● **ENTRIES**
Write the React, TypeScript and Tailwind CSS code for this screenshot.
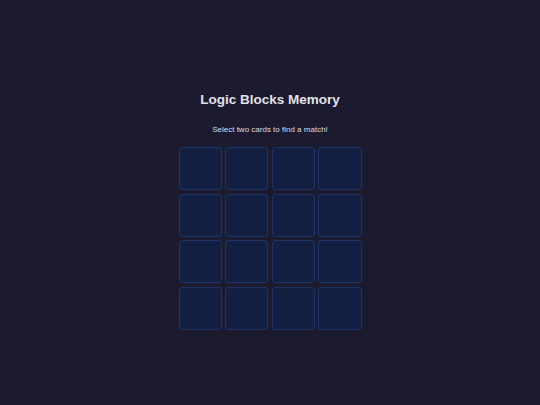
import React from 'react';

const cards = Array.from({ length: 16 }, (_, i) => i);

const App = () => {
    return (
        <main className="min-h-screen w-full bg-[#1c1a2e] flex flex-col items-center pt-[91px] font-['Liberation_Sans',Arial,sans-serif]">
            <h1 className="text-[13.5px] leading-[18px] font-bold text-[#e2e2ea]">Logic Blocks Memory</h1>
            <p className="mt-[16px] text-[8px] leading-[10px] text-[#dcdce4]">Select two cards to find a match!</p>
            <div className="mt-[12px] grid grid-cols-4 gap-[3.5px] w-[183px]">
                {cards.map((id) => (
                    <button
                        key={id}
                        className="h-[43px] rounded-[3px] bg-[#142042] border border-[#1d3466]"
                    />
                ))}
            </div>
        </main>
    );
};

export default App;
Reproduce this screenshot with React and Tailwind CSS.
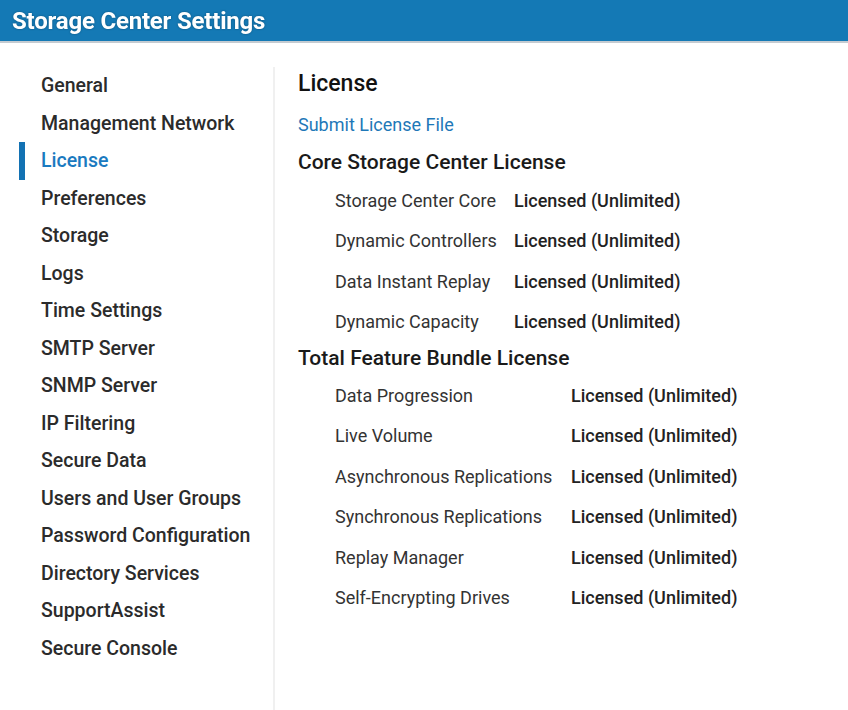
import React from 'react';

const navItems = [
  'General',
  'Management Network',
  'License',
  'Preferences',
  'Storage',
  'Logs',
  'Time Settings',
  'SMTP Server',
  'SNMP Server',
  'IP Filtering',
  'Secure Data',
  'Users and User Groups',
  'Password Configuration',
  'Directory Services',
  'SupportAssist',
  'Secure Console',
];

const coreRows = [
  'Storage Center Core',
  'Dynamic Controllers',
  'Data Instant Replay',
  'Dynamic Capacity',
];

const bundleRows = [
  'Data Progression',
  'Live Volume',
  'Asynchronous Replications',
  'Synchronous Replications',
  'Replay Manager',
  'Self-Encrypting Drives',
];

const LicenseTable = ({ rows, labelWidth }) => (
  <div className="pl-[37px] flex flex-col">
    {rows.map((row) => (
      <div key={row} className="flex items-center h-[40.5px]">
        <span className={`${labelWidth} text-[18px] text-[#333333]`}>{row}</span>
        <span className="text-[18px] font-medium text-[#222222]">Licensed (Unlimited)</span>
      </div>
    ))}
  </div>
);

export default function App() {
  return (
    <div className="w-[848px] h-[710px] bg-white overflow-hidden font-['Roboto',sans-serif]">
      <div className="h-[43px] bg-[#1479b5] border-b-2 border-[#c4cbd1] flex items-center px-3">
        <h1 className="text-[24px] font-bold text-white tracking-[-0.2px] drop-shadow-[0_0_1px_rgba(0,0,0,0.3)]">
          Storage Center Settings
        </h1>
      </div>

      <div className="flex h-[667px]">
        <nav className="w-[275px] mt-[24px] border-r-2 border-[#f0f0f0] flex flex-col">
          {navItems.map((item) => {
            const active = item === 'License';
            return (
              <div key={item} className="relative h-[37.5px] flex items-center pl-[41px]">
                {active && (
                  <span className="absolute left-[19px] top-0 w-[6px] h-[37.5px] bg-[#1372b3]" />
                )}
                <span
                  className={`text-[19.5px] font-medium ${active ? 'text-[#1a7ac0]' : 'text-[#2b2b2b]'}`}
                >
                  {item}
                </span>
              </div>
            );
          })}
        </nav>

        <main className="flex-1 pl-[23px] pt-[21px]">
          <h2 className="h-[40px] flex items-center text-[23px] font-medium text-[#111111]">License</h2>
          <div className="h-[40px] flex items-center text-[18px] text-[#1e78b8]">Submit License File</div>
          <h3 className="h-[36px] flex items-center pt-[2px] text-[21px] font-medium text-[#1a1a1a]">
            Core Storage Center License
          </h3>
          <LicenseTable rows={coreRows} labelWidth="w-[179px]" />
          <h3 className="h-[33px] flex items-center text-[21px] font-medium text-[#1a1a1a]">
            Total Feature Bundle License
          </h3>
          <LicenseTable rows={bundleRows} labelWidth="w-[236px]" />
        </main>
      </div>
    </div>
  );
}
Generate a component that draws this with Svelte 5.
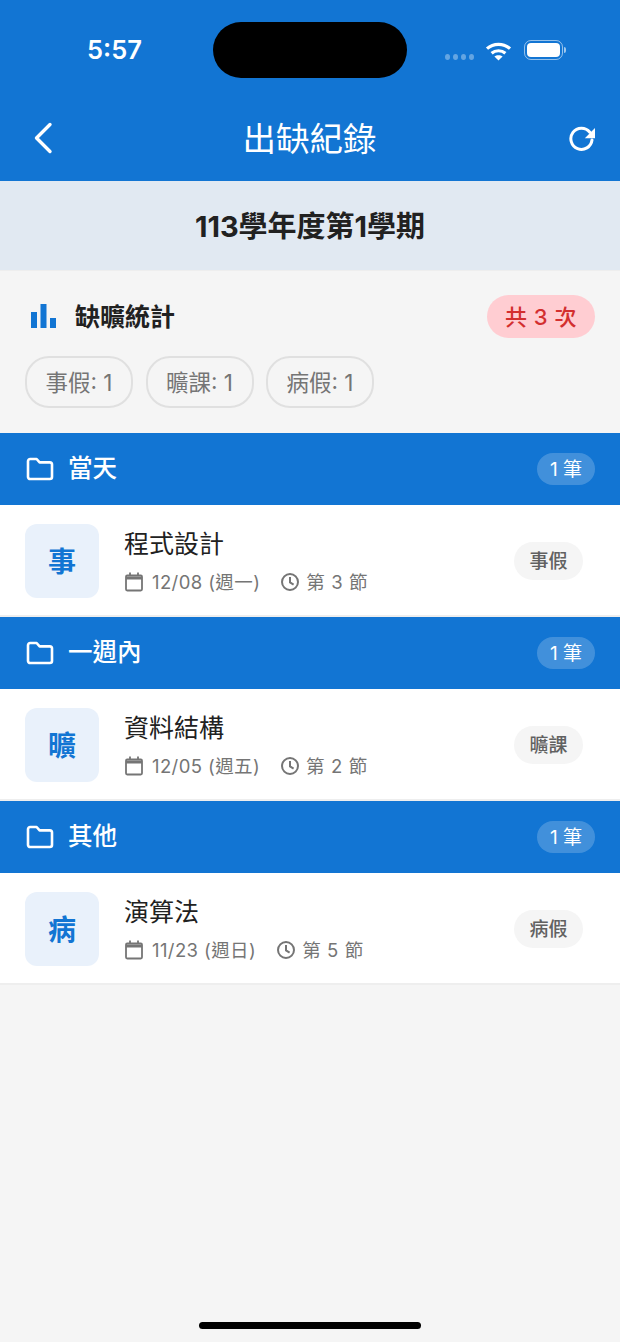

● **SET TASK**
Your copy of the data above should match it exactly, except that pictures are left out.

● **TASK RESULT**
Write the React, TypeScript and Tailwind CSS code for this screenshot.
import React from 'react';

const cards = Array.from({ length: 16 }, (_, i) => i);

const App = () => {
    return (
        <main className="min-h-screen w-full bg-[#1c1a2e] flex flex-col items-center pt-[91px] font-['Liberation_Sans',Arial,sans-serif]">
            <h1 className="text-[13.5px] leading-[18px] font-bold text-[#e2e2ea]">Logic Blocks Memory</h1>
            <p className="mt-[16px] text-[8px] leading-[10px] text-[#dcdce4]">Select two cards to find a match!</p>
            <div className="mt-[12px] grid grid-cols-4 gap-[3.5px] w-[183px]">
                {cards.map((id) => (
                    <button
                        key={id}
                        className="h-[43px] rounded-[3px] bg-[#142042] border border-[#1d3466]"
                    />
                ))}
            </div>
        </main>
    );
};

export default App;
Reproduce this screenshot with React and Tailwind CSS.
import React from 'react';

const navItems = [
  'General',
  'Management Network',
  'License',
  'Preferences',
  'Storage',
  'Logs',
  'Time Settings',
  'SMTP Server',
  'SNMP Server',
  'IP Filtering',
  'Secure Data',
  'Users and User Groups',
  'Password Configuration',
  'Directory Services',
  'SupportAssist',
  'Secure Console',
];

const coreRows = [
  'Storage Center Core',
  'Dynamic Controllers',
  'Data Instant Replay',
  'Dynamic Capacity',
];

const bundleRows = [
  'Data Progression',
  'Live Volume',
  'Asynchronous Replications',
  'Synchronous Replications',
  'Replay Manager',
  'Self-Encrypting Drives',
];

const LicenseTable = ({ rows, labelWidth }) => (
  <div className="pl-[37px] flex flex-col">
    {rows.map((row) => (
      <div key={row} className="flex items-center h-[40.5px]">
        <span className={`${labelWidth} text-[18px] text-[#333333]`}>{row}</span>
        <span className="text-[18px] font-medium text-[#222222]">Licensed (Unlimited)</span>
      </div>
    ))}
  </div>
);

export default function App() {
  return (
    <div className="w-[848px] h-[710px] bg-white overflow-hidden font-['Roboto',sans-serif]">
      <div className="h-[43px] bg-[#1479b5] border-b-2 border-[#c4cbd1] flex items-center px-3">
        <h1 className="text-[24px] font-bold text-white tracking-[-0.2px] drop-shadow-[0_0_1px_rgba(0,0,0,0.3)]">
          Storage Center Settings
        </h1>
      </div>

      <div className="flex h-[667px]">
        <nav className="w-[275px] mt-[24px] border-r-2 border-[#f0f0f0] flex flex-col">
          {navItems.map((item) => {
            const active = item === 'License';
            return (
              <div key={item} className="relative h-[37.5px] flex items-center pl-[41px]">
                {active && (
                  <span className="absolute left-[19px] top-0 w-[6px] h-[37.5px] bg-[#1372b3]" />
                )}
                <span
                  className={`text-[19.5px] font-medium ${active ? 'text-[#1a7ac0]' : 'text-[#2b2b2b]'}`}
                >
                  {item}
                </span>
              </div>
            );
          })}
        </nav>

        <main className="flex-1 pl-[23px] pt-[21px]">
          <h2 className="h-[40px] flex items-center text-[23px] font-medium text-[#111111]">License</h2>
          <div className="h-[40px] flex items-center text-[18px] text-[#1e78b8]">Submit License File</div>
          <h3 className="h-[36px] flex items-center pt-[2px] text-[21px] font-medium text-[#1a1a1a]">
            Core Storage Center License
          </h3>
          <LicenseTable rows={coreRows} labelWidth="w-[179px]" />
          <h3 className="h-[33px] flex items-center text-[21px] font-medium text-[#1a1a1a]">
            Total Feature Bundle License
          </h3>
          <LicenseTable rows={bundleRows} labelWidth="w-[236px]" />
        </main>
      </div>
    </div>
  );
}
Generate a component that draws this with Svelte 5.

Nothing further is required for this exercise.